> Short task
Retype the complete listing exactly as it appears.
# START OF Data block
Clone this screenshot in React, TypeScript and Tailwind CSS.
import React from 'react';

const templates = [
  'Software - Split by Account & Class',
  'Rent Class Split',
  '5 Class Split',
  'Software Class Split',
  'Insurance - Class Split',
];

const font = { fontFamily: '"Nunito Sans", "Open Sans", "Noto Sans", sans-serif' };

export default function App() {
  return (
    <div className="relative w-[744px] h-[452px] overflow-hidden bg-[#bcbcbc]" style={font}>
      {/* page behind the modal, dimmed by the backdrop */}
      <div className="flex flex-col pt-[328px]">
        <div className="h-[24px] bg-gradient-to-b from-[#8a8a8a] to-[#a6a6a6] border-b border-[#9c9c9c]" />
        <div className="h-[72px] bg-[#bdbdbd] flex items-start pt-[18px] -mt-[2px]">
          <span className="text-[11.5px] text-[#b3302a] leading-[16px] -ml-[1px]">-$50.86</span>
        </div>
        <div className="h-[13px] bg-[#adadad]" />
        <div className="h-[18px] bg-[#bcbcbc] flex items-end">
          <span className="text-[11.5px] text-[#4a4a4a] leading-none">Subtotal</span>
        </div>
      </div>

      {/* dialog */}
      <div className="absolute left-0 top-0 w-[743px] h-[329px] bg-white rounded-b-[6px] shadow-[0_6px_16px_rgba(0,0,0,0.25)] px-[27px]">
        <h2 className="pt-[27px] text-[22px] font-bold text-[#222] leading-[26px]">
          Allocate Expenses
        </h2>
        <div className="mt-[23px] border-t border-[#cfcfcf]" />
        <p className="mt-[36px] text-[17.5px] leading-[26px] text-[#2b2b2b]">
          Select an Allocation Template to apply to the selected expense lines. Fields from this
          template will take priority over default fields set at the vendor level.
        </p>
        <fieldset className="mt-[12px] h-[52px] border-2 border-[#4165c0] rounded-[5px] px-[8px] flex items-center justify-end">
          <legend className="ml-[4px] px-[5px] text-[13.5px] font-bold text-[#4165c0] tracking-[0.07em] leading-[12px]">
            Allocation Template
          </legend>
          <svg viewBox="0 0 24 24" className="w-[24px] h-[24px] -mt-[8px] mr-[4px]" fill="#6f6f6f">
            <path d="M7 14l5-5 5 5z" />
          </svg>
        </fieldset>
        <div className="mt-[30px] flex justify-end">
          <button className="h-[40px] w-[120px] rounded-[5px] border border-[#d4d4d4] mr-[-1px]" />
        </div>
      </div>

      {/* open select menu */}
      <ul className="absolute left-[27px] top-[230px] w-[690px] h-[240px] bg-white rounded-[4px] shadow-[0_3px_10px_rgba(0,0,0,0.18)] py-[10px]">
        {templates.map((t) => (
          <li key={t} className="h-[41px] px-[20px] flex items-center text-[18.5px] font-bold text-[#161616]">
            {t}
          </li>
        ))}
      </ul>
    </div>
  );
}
# END OF Data block
> Answer to this problem
Clone this screenshot in React, TypeScript and Tailwind CSS.
import React from 'react';

const templates = [
  'Software - Split by Account & Class',
  'Rent Class Split',
  '5 Class Split',
  'Software Class Split',
  'Insurance - Class Split',
];

const font = { fontFamily: '"Nunito Sans", "Open Sans", "Noto Sans", sans-serif' };

export default function App() {
  return (
    <div className="relative w-[744px] h-[452px] overflow-hidden bg-[#bcbcbc]" style={font}>
      {/* page behind the modal, dimmed by the backdrop */}
      <div className="flex flex-col pt-[328px]">
        <div className="h-[24px] bg-gradient-to-b from-[#8a8a8a] to-[#a6a6a6] border-b border-[#9c9c9c]" />
        <div className="h-[72px] bg-[#bdbdbd] flex items-start pt-[18px] -mt-[2px]">
          <span className="text-[11.5px] text-[#b3302a] leading-[16px] -ml-[1px]">-$50.86</span>
        </div>
        <div className="h-[13px] bg-[#adadad]" />
        <div className="h-[18px] bg-[#bcbcbc] flex items-end">
          <span className="text-[11.5px] text-[#4a4a4a] leading-none">Subtotal</span>
        </div>
      </div>

      {/* dialog */}
      <div className="absolute left-0 top-0 w-[743px] h-[329px] bg-white rounded-b-[6px] shadow-[0_6px_16px_rgba(0,0,0,0.25)] px-[27px]">
        <h2 className="pt-[27px] text-[22px] font-bold text-[#222] leading-[26px]">
          Allocate Expenses
        </h2>
        <div className="mt-[23px] border-t border-[#cfcfcf]" />
        <p className="mt-[36px] text-[17.5px] leading-[26px] text-[#2b2b2b]">
          Select an Allocation Template to apply to the selected expense lines. Fields from this
          template will take priority over default fields set at the vendor level.
        </p>
        <fieldset className="mt-[12px] h-[52px] border-2 border-[#4165c0] rounded-[5px] px-[8px] flex items-center justify-end">
          <legend className="ml-[4px] px-[5px] text-[13.5px] font-bold text-[#4165c0] tracking-[0.07em] leading-[12px]">
            Allocation Template
          </legend>
          <svg viewBox="0 0 24 24" className="w-[24px] h-[24px] -mt-[8px] mr-[4px]" fill="#6f6f6f">
            <path d="M7 14l5-5 5 5z" />
          </svg>
        </fieldset>
        <div className="mt-[30px] flex justify-end">
          <button className="h-[40px] w-[120px] rounded-[5px] border border-[#d4d4d4] mr-[-1px]" />
        </div>
      </div>

      {/* open select menu */}
      <ul className="absolute left-[27px] top-[230px] w-[690px] h-[240px] bg-white rounded-[4px] shadow-[0_3px_10px_rgba(0,0,0,0.18)] py-[10px]">
        {templates.map((t) => (
          <li key={t} className="h-[41px] px-[20px] flex items-center text-[18.5px] font-bold text-[#161616]">
            {t}
          </li>
        ))}
      </ul>
    </div>
  );
}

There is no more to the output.